Posted by Todd Brown at 12:30pm.

Posted in Film & DVD Reviews , Drama, USA & Canada, Toronto Film Festival 2008.

Ramin Bahrani’s Goodbye Solo stands as proof that you don’t need a lot of flash to create compelling film.  All you need, really, are actors willing to bury themselves deeply into some compelling, believable characters to pull in an audience and Bahrani’s film has a pair of players willing to do exactly that.  Red West is William, a cranky old man sick of life and everything about it.  He has no friends.  He has no family.  He doesn’t work.  Other than his regular trips to the cinema William doesn’t seem to like anything, really, and so he has decided that the time has come to simply stop.  Enter Souléymane Sy Savané as Solo, the Senegalese cab driver that William hires to drive him up to a famous mountain lookout in two weeks time, a trip William obviously does not plan to return from.

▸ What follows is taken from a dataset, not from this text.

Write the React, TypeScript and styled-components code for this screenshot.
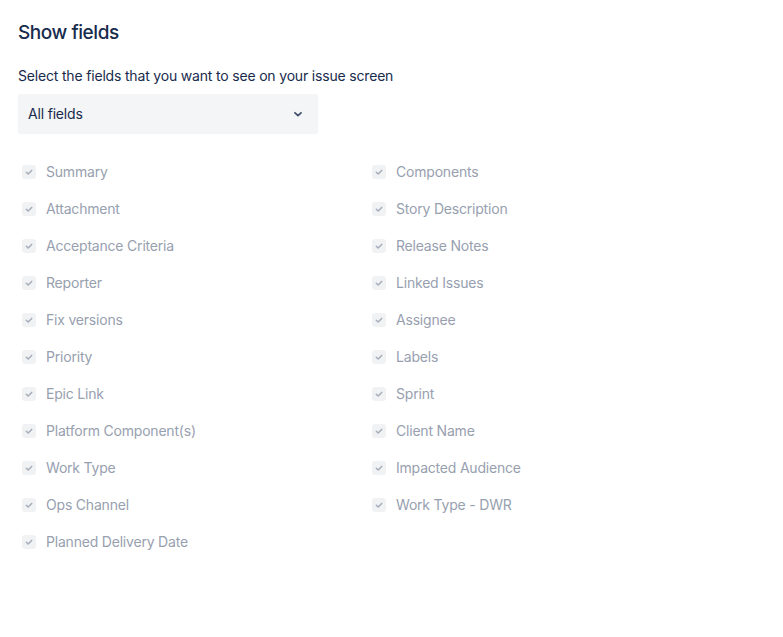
import React from "react";
import styled, { createGlobalStyle } from "styled-components";

const Global = createGlobalStyle`
  html, body { margin: 0; padding: 0; background: #fff; }
  body { font-family: Inter, "Noto Sans", "Liberation Sans", sans-serif; -webkit-font-smoothing: antialiased; }
`;

const Page = styled.div`
  padding: 20px 18px 0 18px;
  color: #172b4d;
`;

const Title = styled.h2`
  margin: 0;
  font-size: 19px;
  font-weight: 500;
  line-height: 26px;
  letter-spacing: -0.45px;
  color: #172b4d;
`;

const Subtitle = styled.p`
  margin: 20px 0 0 0;
  font-size: 14px;
  line-height: 20px;
  letter-spacing: -0.18px;
  color: #172b4d;
`;

const Select = styled.div`
  margin-top: 8px;
  width: 300px;
  height: 40px;
  box-sizing: border-box;
  background: #f4f5f7;
  border-radius: 3px;
  display: flex;
  align-items: center;
  justify-content: space-between;
  padding: 0 14px 1px 10px;
  font-size: 14px;
  letter-spacing: -0.18px;
  color: #172b4d;
`;

const Grid = styled.div`
  margin-top: 26px;
  display: grid;
  grid-template-columns: 350px 350px;
  grid-auto-flow: column;
  grid-template-rows: repeat(11, 37px);
`;

const Row = styled.div`
  display: flex;
  align-items: flex-start;
  padding-left: 4px;
  height: 37px;
  box-sizing: border-box;
  padding-top: 4px;
`;

const Box = styled.span`
  width: 14px;
  height: 14px;
  border-radius: 3px;
  background: #f1f2f4;
  display: flex;
  align-items: center;
  justify-content: center;
  flex: none;
  margin-top: 1px;
`;

const Label = styled.span`
  margin-left: 10px;
  font-size: 14px;
  line-height: 16px;
  letter-spacing: -0.2px;
  color: #97a0af;
`;

const left = [
  "Summary",
  "Attachment",
  "Acceptance Criteria",
  "Reporter",
  "Fix versions",
  "Priority",
  "Epic Link",
  "Platform Component(s)",
  "Work Type",
  "Ops Channel",
  "Planned Delivery Date",
];
const right = [
  "Components",
  "Story Description",
  "Release Notes",
  "Linked Issues",
  "Assignee",
  "Labels",
  "Sprint",
  "Client Name",
  "Impacted Audience",
  "Work Type - DWR",
];

const Check = () => (
  <svg width="10" height="10" viewBox="0 0 10 10">
    <path d="M2.3 5.2 L4.2 7 L7.7 3.4" fill="none" stroke="#a5adba" strokeWidth="1.5" strokeLinecap="round" strokeLinejoin="round" />
  </svg>
);

const Field = ({ name }: { name: string }) => (
  <Row>
    <Box>
      <Check />
    </Box>
    <Label>{name}</Label>
  </Row>
);

export default function App() {
  return (
    <Page>
      <Global />
      <Title>Show fields</Title>
      <Subtitle>Select the fields that you want to see on your issue screen</Subtitle>
      <Select>
        <span>All fields</span>
        <svg width="12" height="12" viewBox="0 0 12 12">
          <path d="M3 4.8 L6 7.6 L9 4.8" fill="none" stroke="#42526e" strokeWidth="1.8" strokeLinecap="round" strokeLinejoin="round" />
        </svg>
      </Select>
      <Grid>
        {left.map((n) => (
          <Field key={n} name={n} />
        ))}
        {right.map((n) => (
          <Field key={n} name={n} />
        ))}
      </Grid>
    </Page>
  );
}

This, quite frankly, is the entire film.  And in Bahrani’s hands it’s all you need.  Solo is a perfect foil for the cranky William, a non-stop talker who sees nothing but the good in life and people.  Caring and gregarious Solo simply doesn’t see any boundaries when it comes to personal life and public life, he spills out everything about himself and expects the same from those around him.  And so William is a puzzle to Solo, a deeply disturbing puzzle once Solo realizes the nature and purpose of their arrangement.  And so Solo tries to respond the only way he knows how:  if William is planning to kill himself as a result of his isolation and loneliness, Solo will see to it that William is not isolated.  Though William is a hard nut Solo is determined to crack it.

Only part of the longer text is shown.